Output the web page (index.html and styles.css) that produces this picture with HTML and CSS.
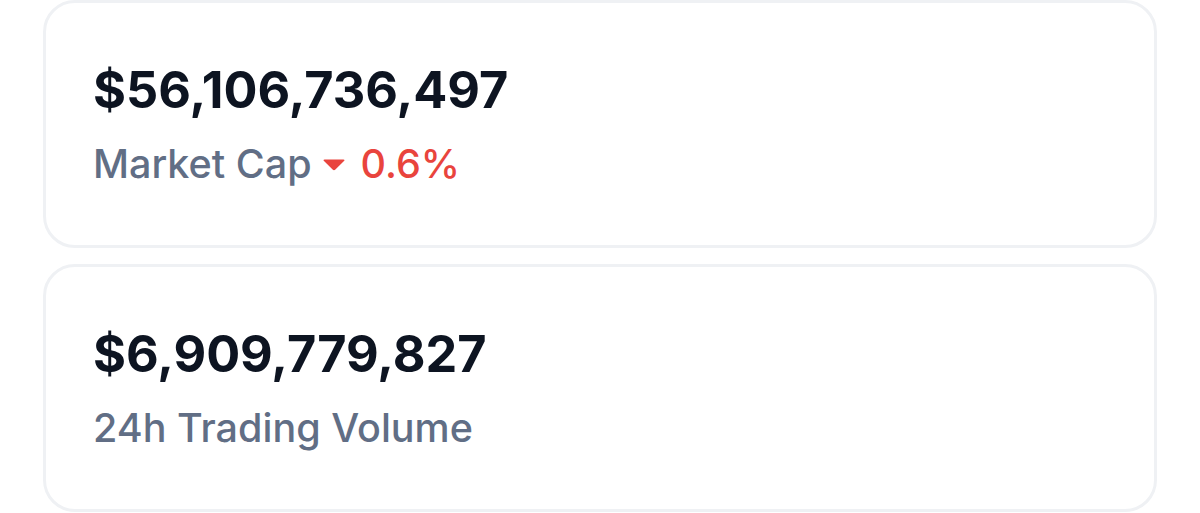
FILE: index.html
```html
<!DOCTYPE html>
<html>
<head>
<meta charset="utf-8">
<link rel="stylesheet" href="styles.css">
</head>
<body>
<div class="stats">
  <div class="card">
    <div class="value">$56,106,736,497</div>
    <div class="label">Market Cap
      <span class="change down"><svg class="caret" viewBox="0 0 24 12" width="24" height="12"><path d="M2.5 0.5 H21.5 Q23.5 0.5 22 2 L13.4 10.6 Q12 12 10.6 10.6 L2 2 Q0.5 0.5 2.5 0.5 Z" fill="#e9443d"/></svg>0.6%</span>
    </div>
  </div>
  <div class="card">
    <div class="value">$6,909,779,827</div>
    <div class="label">24h Trading Volume</div>
  </div>
</div>
</body>
</html>
```

FILE: styles.css
```css
html, body {
  margin: 0;
  padding: 0;
  background: #ffffff;
}
body {
  font-family: Inter, "Noto Sans", sans-serif;
}
.stats {
  display: flex;
  flex-direction: column;
  gap: 16px;
  padding: 0 43px;
}
.card {
  border: 3px solid #eff1f4;
  border-radius: 32px;
  padding: 57px 47px 0;
  height: 248px;
  box-sizing: border-box;
}
.value {
  font-size: 50.4px;
  font-weight: 700;
  color: #0d1421;
  line-height: 60px;
}
.label {
  margin-top: 20px;
  font-size: 39.5px;
  font-weight: 550;
  color: #616e85;
  line-height: 48px;
  display: flex;
  align-items: center;
}
.change {
  display: inline-flex;
  align-items: center;
  margin-left: 10px;
  color: #e9443d;
}
.caret {
  margin-right: 15px;
  margin-top: 2px;
}
```
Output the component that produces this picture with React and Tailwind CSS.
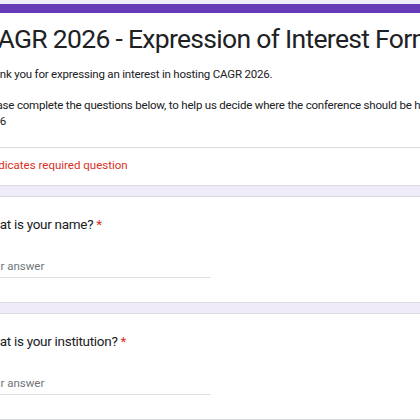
export default function App() {
  return (
    <div className="w-[420px] h-[420px] overflow-hidden bg-[#f0ebf8] font-['Roboto',sans-serif] text-[#202124]">
      <div className="-ml-[44px] w-[600px] pt-[4px] flex flex-col gap-[10px]">
        {/* Header card */}
        <div className="bg-white rounded-lg border border-[#dadce0] border-t-[9px] border-t-[#673ab7]">
          <div className="px-6 pt-[8px] pb-[18px]">
            <h1 className="text-[26.5px] leading-[36px] tracking-[-0.7px] whitespace-nowrap">
              CAGR 2026 - Expression of Interest Form
            </h1>
            <div className="mt-[10px] text-[11.5px] leading-[15.5px] tracking-[-0.2px] whitespace-nowrap">
              <p>Thank you for expressing an interest in hosting CAGR 2026.</p>
              <p className="mt-[15.5px]">
                Please complete the questions below, to help us decide where the conference should be held in
                <br />
                2026
              </p>
            </div>
          </div>
          <div className="border-t border-[#dadce0] px-6 pt-[10px] pb-[12px] text-[11.5px] leading-[15px] text-[#d93025]">
            * Indicates required question
          </div>
        </div>

        <Question label="What is your name?" />
        <Question label="What is your institution?" />
      </div>
    </div>
  );
}

function Question({ label }) {
  return (
    <div className="bg-white rounded-lg border border-[#dadce0] px-6 pt-[17px] pb-[24px]">
      <div className="text-[13.5px] leading-[20px] tracking-[-0.3px]">
        {label} <span className="text-[#d93025]">*</span>
      </div>
      <div className="mt-[24px] w-[230px] border-b border-[#e0e0e0] pb-[3px] text-[11.5px] leading-[16px] text-[#70757a]">
        Your answer
      </div>
    </div>
  );
}
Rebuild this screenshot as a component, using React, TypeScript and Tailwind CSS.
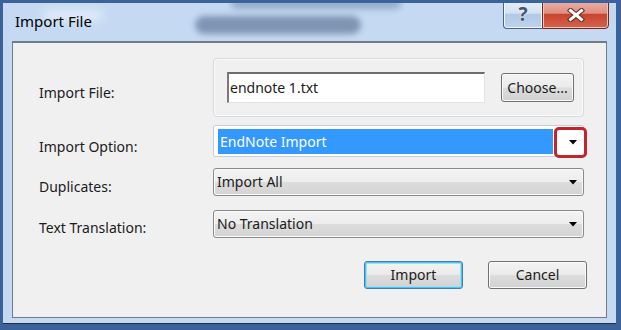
const Arrow = () => (
  <svg width="8" height="5" viewBox="0 0 8 5">
    <polygon points="0,0 8,0 4,4.5" fill="#000" />
  </svg>
);

const Select = ({ value }: { value: string }) => (
  <div className="flex h-[28px] w-[371px] items-center justify-between rounded-[3px] border border-[#8a8a8a] bg-[linear-gradient(to_bottom,#f4f4f4_0%,#ededed_48%,#dcdcdc_52%,#d4d4d4_100%)] pl-[3px] pr-[6px] shadow-[inset_0_0_0_1px_#fafafa]">
    <span>{value}</span>
    <Arrow />
  </div>
);

const Button = ({ label, focused }: { label: string; focused?: boolean }) => (
  <div
    className={
      focused
        ? 'flex h-[28px] w-[99px] items-center justify-center rounded-[3px] border border-[#3c7fb1] bg-[linear-gradient(to_bottom,#f3f3f3_0%,#ebebeb_48%,#dddddd_52%,#d1d1d1_100%)] shadow-[inset_0_0_0_1px_#4fc3f0,inset_0_0_0_2px_#9fdcf5]'
        : 'flex h-[28px] w-[99px] items-center justify-center rounded-[3px] border border-[#707070] bg-[linear-gradient(to_bottom,#f3f3f3_0%,#ebebeb_48%,#dddddd_52%,#d1d1d1_100%)] shadow-[inset_0_0_0_1px_#fbfbfb]'
    }
  >
    {label}
  </div>
);

const App = () => {
  return (
    <div className="flex h-[330px] w-[621px] flex-col overflow-hidden border-t-[3px] border-l-[3px] border-r-[5px] border-b-[6px] border-[#3c6399] bg-[#c5daf2] font-['Noto_Sans',sans-serif] text-[14px] leading-[20px] text-[#1b1b1b]">
      {/* title bar */}
      <div className="relative flex h-[38px] shrink-0 items-start justify-between pl-[12px] pr-[7px]">
        {/* blurred desktop behind the glass */}
        <div className="absolute left-[228px] top-[-4px] h-[10px] w-[170px] rounded-full bg-[#7d97bb] opacity-70 blur-[3px]" />
        <div className="absolute left-[192px] top-[13px] h-[18px] w-[166px] rounded-full bg-[#667d9e] opacity-75 blur-[3px]" />
        <div className="absolute left-[40px] top-[6px] h-[12px] w-[60px] rounded-full bg-[#e4eefa] opacity-80 blur-[4px]" />
        <span className="relative mt-[8px] text-[15px] text-black">Import File</span>
        <div className="relative -mt-[3px] flex">
          <div className="flex h-[29px] w-[39px] items-center justify-center rounded-bl-[4px] border border-r-0 border-[#4c6184] bg-[linear-gradient(to_bottom,#e3eef9_0%,#d3e2f3_45%,#b0c9e6_50%,#bdd3ec_100%)] shadow-[inset_0_0_0_1px_#f2f7fd] text-[19px] font-bold leading-none text-[#44556e] [text-shadow:0_0_2px_#fff]">
            ?
          </div>
          <div className="flex h-[29px] w-[67px] items-center justify-center rounded-br-[4px] border border-[#6b2a24] bg-[linear-gradient(to_bottom,#eab0a4_0%,#df8f7f_45%,#c8452f_50%,#d4634c_100%)] shadow-[inset_0_0_0_1px_#f0c2b8]">
            <svg width="18" height="14" viewBox="0 0 18 14">
              <path d="M3.5 2.5 L14.5 11.5 M14.5 2.5 L3.5 11.5" stroke="#5a2a24" strokeWidth="5" strokeLinecap="square" />
              <path d="M3.5 2.5 L14.5 11.5 M14.5 2.5 L3.5 11.5" stroke="#fff" strokeWidth="3" strokeLinecap="square" />
            </svg>
          </div>
        </div>
      </div>

      {/* client panel */}
      <div className="mx-[9px] h-[277px] shrink-0 border border-t-2 border-[#6e7c8b] bg-[#f0f0f0] pl-[26px] pt-[15px]">
        {/* import file */}
        <div className="flex">
          <div className="w-[174px] pt-[25px]">Import File:</div>
          <div className="flex h-[59px] w-[371px] items-center rounded-[4px] border border-[#d3dae1] pl-[13px] shadow-[inset_0_0_0_1px_#fbfcfd]">
            <div className="flex h-[31px] w-[258px] items-center border-t-2 border-l-2 border-r border-b border-t-[#6d6d6d] border-l-[#7a7a7a] border-r-[#e3e3e3] border-b-[#e3e3e3] bg-white pl-[1px]">
              endnote 1.txt
            </div>
            <div className="ml-[16px] flex h-[29px] w-[73px] items-center justify-center rounded-[3px] border border-[#707070] bg-[linear-gradient(to_bottom,#f3f3f3_0%,#ebebeb_48%,#dddddd_52%,#d1d1d1_100%)] shadow-[inset_0_0_0_1px_#fbfbfb]">
              Choose...
            </div>
          </div>
        </div>

        {/* import option */}
        <div className="mt-[8px] flex">
          <div className="w-[174px] pt-[12px]">Import Option:</div>
          <div className="relative h-[32px] w-[371px] rounded-[2px] border border-[#c9ced4] bg-white pb-[2px] pl-[4px] pr-[30px] pt-[3px]">
            <div className="flex h-full items-center bg-[#3399ff] pl-[2px] text-white">EndNote Import</div>
            {/* highlight on the drop button */}
            <div className="absolute left-[340px] top-[1px] flex h-[31px] w-[33px] items-center rounded-[5px] border-[3px] border-[#c3242c] bg-white pl-[12px]">
              <Arrow />
            </div>
          </div>
        </div>

        {/* duplicates */}
        <div className="mt-[11px] flex">
          <div className="w-[174px] pt-[9px]">Duplicates:</div>
          <Select value="Import All" />
        </div>

        {/* text translation */}
        <div className="mt-[13px] flex">
          <div className="w-[174px] pt-[8px]">Text Translation:</div>
          <Select value="No Translation" />
        </div>

        {/* buttons */}
        <div className="mt-[23px] flex gap-[25px] pl-[325px]">
          <Button label="Import" focused />
          <Button label="Cancel" />
        </div>
      </div>

      <div className="mt-[5px] h-[1px] bg-[#26303c]" />
    </div>
  );
};

export default App;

----------------------------------------

▶ EXERCISE DIRECTIONS:
Write down every line of the data above that includes the string "with".

▶ CORRECT RESPONSE:
Output the web page (index.html and styles.css) that produces this picture with HTML and CSS.
Output the component that produces this picture with React and Tailwind CSS.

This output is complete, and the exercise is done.